THE TASK:
In the following material, identify every line holding the string "this" and return it.

○ ○ ○ ○ ○

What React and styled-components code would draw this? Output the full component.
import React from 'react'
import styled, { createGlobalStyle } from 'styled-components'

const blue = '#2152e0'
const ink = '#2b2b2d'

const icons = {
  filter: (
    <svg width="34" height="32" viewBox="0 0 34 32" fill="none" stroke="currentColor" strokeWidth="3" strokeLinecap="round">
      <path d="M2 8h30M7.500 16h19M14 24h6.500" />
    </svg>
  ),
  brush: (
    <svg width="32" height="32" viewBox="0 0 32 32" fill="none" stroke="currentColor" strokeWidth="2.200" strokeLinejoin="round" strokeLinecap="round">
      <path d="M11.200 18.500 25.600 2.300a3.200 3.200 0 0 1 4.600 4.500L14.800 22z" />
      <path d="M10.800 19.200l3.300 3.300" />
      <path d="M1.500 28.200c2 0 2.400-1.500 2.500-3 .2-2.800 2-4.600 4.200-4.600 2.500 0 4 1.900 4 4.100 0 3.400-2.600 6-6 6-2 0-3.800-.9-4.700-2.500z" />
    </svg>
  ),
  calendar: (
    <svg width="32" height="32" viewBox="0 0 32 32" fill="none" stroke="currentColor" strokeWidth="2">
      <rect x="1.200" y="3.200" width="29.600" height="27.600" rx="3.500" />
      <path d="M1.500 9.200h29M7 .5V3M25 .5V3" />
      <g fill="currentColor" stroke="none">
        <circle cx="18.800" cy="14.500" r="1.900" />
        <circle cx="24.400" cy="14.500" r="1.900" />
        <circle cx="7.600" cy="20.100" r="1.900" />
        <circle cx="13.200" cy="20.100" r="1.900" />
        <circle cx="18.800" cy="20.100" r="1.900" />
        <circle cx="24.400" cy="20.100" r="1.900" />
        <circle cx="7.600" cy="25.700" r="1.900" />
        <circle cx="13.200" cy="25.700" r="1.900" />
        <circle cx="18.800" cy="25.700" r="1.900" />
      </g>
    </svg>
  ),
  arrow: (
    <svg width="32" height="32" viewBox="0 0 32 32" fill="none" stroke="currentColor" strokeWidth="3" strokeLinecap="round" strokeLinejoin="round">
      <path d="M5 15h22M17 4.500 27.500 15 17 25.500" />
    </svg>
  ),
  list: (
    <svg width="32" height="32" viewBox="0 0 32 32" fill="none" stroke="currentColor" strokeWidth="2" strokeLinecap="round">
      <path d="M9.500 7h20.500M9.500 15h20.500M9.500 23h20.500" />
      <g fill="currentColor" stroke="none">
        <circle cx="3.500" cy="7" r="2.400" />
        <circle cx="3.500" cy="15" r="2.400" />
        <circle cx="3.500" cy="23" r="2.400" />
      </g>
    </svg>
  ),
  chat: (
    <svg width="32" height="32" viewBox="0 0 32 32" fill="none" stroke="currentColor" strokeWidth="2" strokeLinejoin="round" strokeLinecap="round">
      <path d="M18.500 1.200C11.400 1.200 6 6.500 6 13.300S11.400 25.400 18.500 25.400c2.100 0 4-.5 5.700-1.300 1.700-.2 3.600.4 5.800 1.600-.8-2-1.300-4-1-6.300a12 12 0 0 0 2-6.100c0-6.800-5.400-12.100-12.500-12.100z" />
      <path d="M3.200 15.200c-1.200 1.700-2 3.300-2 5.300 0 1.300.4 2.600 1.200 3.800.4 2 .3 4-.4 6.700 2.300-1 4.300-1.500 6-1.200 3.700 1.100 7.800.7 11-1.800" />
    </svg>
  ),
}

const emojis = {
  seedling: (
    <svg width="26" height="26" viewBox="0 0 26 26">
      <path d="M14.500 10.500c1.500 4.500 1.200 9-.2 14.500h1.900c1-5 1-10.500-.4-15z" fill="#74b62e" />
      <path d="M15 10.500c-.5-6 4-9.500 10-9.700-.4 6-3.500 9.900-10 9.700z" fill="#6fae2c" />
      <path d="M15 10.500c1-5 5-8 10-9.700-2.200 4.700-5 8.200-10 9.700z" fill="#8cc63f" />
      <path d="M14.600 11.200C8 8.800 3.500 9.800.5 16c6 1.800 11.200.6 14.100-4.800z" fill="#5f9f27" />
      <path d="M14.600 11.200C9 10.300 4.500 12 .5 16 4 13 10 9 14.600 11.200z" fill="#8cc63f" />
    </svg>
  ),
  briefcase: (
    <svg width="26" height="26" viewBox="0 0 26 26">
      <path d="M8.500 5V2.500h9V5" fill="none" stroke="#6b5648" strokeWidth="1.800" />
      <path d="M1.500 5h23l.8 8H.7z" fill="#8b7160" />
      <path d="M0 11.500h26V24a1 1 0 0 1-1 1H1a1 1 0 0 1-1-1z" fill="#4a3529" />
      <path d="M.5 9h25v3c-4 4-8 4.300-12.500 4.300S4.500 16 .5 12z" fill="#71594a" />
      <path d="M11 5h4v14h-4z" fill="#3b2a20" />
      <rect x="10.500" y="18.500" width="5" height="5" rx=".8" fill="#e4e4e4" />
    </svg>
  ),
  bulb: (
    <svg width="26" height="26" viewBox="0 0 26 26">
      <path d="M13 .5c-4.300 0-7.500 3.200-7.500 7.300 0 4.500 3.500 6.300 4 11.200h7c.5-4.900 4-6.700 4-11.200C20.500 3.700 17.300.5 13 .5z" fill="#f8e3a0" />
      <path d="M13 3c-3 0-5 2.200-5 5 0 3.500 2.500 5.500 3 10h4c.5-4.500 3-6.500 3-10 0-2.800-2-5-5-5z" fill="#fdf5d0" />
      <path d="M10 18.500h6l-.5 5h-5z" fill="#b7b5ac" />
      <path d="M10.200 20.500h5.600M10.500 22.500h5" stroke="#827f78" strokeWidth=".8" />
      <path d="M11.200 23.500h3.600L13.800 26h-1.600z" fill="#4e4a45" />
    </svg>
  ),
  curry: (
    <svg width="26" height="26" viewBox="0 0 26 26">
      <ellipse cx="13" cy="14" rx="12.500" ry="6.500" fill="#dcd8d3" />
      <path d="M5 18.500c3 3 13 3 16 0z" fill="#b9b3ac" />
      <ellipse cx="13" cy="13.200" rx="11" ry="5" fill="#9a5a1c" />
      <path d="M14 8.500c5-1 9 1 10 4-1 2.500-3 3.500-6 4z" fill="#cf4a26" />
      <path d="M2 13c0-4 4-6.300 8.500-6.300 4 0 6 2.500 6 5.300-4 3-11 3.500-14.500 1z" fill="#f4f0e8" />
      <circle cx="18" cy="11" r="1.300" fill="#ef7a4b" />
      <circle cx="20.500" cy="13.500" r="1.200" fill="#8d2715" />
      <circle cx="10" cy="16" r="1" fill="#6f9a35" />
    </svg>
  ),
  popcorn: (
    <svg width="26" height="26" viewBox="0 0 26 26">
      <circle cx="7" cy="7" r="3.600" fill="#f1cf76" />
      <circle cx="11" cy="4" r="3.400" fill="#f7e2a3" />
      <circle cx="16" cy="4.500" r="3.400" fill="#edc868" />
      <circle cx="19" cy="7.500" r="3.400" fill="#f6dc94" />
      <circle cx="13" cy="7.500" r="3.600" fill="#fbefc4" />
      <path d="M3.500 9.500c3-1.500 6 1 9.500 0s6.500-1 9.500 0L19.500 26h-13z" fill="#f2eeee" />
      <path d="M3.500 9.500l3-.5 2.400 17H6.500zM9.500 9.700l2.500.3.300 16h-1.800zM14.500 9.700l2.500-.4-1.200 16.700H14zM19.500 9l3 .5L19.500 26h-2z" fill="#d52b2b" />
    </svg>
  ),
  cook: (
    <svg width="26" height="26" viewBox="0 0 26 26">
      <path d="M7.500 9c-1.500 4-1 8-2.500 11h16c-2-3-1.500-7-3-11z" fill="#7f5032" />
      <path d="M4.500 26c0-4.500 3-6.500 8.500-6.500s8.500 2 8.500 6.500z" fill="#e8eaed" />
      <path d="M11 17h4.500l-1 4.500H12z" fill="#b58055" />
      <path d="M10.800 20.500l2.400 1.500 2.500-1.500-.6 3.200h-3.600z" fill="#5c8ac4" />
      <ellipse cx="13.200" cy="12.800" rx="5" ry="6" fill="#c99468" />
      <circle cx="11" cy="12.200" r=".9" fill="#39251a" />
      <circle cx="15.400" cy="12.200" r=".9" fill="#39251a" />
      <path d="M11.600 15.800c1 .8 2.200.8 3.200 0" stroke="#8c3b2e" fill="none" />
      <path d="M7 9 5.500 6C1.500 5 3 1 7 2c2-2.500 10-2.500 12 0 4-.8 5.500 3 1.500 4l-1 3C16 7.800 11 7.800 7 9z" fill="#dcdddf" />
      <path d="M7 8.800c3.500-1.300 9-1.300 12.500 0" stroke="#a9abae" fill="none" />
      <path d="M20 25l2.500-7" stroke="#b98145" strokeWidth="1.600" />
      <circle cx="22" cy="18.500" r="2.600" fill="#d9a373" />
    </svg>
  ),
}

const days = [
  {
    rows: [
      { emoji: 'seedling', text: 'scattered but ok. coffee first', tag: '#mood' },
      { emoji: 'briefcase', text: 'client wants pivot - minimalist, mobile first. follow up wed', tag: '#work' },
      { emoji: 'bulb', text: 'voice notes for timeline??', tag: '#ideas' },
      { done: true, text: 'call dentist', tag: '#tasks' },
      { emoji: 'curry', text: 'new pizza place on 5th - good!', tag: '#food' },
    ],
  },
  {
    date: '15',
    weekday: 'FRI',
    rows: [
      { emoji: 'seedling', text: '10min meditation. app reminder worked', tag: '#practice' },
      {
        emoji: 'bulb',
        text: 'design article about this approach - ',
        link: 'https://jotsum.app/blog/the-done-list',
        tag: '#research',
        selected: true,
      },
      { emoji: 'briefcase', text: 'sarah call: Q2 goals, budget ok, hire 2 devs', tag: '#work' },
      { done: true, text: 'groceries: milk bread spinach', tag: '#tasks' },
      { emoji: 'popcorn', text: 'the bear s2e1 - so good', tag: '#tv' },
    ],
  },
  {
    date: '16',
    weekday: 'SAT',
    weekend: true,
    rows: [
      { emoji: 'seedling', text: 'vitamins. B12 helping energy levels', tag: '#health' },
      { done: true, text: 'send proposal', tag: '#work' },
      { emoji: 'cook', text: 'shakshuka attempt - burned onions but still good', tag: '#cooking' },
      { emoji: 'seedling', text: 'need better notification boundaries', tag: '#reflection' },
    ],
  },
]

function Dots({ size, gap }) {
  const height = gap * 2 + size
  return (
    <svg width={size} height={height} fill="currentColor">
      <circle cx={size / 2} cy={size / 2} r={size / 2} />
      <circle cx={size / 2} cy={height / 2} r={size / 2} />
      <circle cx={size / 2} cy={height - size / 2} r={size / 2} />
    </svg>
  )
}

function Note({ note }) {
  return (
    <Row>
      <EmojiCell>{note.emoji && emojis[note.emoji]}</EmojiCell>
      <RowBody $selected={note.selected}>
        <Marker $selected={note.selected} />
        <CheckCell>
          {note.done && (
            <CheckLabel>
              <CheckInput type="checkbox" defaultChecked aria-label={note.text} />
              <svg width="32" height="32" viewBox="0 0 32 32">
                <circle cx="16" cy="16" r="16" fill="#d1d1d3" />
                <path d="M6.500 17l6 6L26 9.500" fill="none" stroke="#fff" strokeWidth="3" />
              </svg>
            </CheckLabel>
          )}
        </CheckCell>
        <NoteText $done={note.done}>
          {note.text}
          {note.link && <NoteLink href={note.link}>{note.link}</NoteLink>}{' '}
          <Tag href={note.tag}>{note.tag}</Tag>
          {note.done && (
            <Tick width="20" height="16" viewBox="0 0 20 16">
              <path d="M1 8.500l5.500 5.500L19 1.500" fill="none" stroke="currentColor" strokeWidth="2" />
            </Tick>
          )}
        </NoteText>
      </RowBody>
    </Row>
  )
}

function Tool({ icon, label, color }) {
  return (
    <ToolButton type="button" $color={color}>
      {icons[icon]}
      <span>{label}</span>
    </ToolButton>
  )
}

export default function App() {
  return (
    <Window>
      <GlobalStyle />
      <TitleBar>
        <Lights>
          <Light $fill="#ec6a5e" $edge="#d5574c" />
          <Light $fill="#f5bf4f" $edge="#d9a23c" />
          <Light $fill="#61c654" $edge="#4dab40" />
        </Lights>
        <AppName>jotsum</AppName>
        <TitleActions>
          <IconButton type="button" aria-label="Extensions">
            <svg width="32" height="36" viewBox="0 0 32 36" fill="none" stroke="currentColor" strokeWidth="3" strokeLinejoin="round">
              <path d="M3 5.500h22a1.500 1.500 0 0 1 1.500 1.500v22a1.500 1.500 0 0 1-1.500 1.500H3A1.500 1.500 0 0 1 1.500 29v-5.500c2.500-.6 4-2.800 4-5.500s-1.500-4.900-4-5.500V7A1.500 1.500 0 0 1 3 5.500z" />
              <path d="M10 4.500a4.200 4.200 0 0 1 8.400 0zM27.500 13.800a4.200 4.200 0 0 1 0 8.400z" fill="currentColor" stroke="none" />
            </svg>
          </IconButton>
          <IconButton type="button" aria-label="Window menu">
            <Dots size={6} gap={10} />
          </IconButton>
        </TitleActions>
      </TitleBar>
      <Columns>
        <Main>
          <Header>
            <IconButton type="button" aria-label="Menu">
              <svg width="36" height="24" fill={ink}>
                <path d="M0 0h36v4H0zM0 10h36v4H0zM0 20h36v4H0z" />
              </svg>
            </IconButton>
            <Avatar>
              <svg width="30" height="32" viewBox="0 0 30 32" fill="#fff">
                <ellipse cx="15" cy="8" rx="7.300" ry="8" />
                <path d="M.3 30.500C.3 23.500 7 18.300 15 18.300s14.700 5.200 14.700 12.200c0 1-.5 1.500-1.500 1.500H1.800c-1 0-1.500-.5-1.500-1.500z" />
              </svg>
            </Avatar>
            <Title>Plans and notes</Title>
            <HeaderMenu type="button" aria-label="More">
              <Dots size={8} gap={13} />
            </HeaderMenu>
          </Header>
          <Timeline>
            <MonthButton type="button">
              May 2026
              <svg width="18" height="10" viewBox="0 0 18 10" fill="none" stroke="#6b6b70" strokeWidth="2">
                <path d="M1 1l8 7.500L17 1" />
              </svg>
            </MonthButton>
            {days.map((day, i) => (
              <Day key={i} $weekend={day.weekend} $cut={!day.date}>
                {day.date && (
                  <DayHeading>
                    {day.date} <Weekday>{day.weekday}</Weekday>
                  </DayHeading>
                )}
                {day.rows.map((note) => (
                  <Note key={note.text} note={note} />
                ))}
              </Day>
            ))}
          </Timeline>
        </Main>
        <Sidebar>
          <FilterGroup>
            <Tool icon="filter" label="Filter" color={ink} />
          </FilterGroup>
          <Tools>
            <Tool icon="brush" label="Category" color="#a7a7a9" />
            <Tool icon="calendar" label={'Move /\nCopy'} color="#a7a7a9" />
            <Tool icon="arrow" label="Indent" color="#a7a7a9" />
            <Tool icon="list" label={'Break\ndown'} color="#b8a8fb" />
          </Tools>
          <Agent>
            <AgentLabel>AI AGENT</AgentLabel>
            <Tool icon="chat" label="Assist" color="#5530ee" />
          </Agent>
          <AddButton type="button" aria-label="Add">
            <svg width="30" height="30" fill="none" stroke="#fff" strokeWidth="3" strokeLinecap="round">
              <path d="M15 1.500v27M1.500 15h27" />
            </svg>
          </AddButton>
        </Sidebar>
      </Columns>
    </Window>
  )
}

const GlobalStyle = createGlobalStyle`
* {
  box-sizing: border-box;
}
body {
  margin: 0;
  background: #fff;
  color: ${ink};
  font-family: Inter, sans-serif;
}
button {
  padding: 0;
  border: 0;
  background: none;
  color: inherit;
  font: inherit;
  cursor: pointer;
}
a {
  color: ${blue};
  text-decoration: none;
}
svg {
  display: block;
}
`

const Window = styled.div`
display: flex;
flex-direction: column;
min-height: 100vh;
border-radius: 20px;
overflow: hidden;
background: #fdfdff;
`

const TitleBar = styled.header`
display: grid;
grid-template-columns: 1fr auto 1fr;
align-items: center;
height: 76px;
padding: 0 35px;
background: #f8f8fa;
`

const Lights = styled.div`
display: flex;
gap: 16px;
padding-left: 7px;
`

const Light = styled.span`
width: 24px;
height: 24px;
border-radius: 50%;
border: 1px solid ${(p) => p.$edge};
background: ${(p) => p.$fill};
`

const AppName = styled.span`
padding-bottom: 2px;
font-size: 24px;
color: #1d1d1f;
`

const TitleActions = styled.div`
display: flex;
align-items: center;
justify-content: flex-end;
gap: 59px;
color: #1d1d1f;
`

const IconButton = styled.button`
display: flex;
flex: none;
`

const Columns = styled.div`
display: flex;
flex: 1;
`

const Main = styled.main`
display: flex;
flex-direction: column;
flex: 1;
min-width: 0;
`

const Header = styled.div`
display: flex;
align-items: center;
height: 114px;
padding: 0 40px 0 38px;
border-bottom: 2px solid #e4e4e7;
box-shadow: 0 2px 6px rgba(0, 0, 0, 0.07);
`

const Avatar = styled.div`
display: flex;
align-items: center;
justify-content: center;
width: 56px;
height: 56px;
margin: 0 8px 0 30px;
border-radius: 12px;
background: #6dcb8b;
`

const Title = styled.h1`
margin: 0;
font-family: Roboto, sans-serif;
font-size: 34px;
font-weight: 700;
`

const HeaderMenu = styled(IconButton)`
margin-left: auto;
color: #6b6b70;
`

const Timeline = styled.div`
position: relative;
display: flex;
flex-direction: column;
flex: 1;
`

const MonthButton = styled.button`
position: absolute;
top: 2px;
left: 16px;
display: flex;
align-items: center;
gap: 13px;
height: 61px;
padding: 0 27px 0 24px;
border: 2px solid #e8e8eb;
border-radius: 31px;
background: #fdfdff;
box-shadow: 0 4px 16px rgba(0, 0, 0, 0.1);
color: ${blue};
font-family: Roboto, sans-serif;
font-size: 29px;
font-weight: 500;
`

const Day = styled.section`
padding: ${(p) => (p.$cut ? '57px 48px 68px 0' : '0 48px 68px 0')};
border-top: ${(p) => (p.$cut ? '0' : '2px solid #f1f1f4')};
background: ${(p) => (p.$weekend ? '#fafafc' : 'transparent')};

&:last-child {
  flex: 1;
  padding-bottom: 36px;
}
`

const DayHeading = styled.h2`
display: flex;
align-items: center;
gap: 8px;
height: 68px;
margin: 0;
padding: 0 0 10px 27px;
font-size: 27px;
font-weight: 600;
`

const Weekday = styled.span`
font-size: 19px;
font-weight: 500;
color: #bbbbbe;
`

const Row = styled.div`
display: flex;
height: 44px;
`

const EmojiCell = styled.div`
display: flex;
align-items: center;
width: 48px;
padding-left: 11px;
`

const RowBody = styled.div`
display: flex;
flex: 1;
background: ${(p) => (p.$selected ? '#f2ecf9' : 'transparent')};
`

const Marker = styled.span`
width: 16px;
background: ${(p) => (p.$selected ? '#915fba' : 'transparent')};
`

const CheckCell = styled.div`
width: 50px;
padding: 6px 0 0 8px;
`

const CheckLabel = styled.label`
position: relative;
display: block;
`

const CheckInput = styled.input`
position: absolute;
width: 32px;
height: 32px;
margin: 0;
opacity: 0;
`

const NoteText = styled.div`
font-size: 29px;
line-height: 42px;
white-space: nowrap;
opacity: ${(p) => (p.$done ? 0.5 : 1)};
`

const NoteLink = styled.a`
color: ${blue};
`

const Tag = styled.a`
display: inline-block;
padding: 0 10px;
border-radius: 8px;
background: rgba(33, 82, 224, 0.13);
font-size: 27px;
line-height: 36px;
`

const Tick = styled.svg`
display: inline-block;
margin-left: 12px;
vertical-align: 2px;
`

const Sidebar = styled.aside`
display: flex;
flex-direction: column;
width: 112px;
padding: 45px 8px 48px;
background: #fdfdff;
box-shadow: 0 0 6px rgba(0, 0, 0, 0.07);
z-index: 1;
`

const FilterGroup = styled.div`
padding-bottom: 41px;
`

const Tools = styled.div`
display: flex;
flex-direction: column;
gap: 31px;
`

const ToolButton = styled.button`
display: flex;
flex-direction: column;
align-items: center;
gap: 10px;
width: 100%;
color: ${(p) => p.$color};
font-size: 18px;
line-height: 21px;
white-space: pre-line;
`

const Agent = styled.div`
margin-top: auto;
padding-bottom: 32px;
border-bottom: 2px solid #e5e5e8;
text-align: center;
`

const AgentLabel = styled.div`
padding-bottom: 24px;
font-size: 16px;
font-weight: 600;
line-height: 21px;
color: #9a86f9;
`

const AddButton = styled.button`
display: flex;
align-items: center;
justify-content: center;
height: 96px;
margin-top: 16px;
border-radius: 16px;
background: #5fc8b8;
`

○ ○ ○ ○ ○

FULL SOLUTION:
What React and styled-components code would draw this? Output the full component.
        text: 'design article about this approach - ',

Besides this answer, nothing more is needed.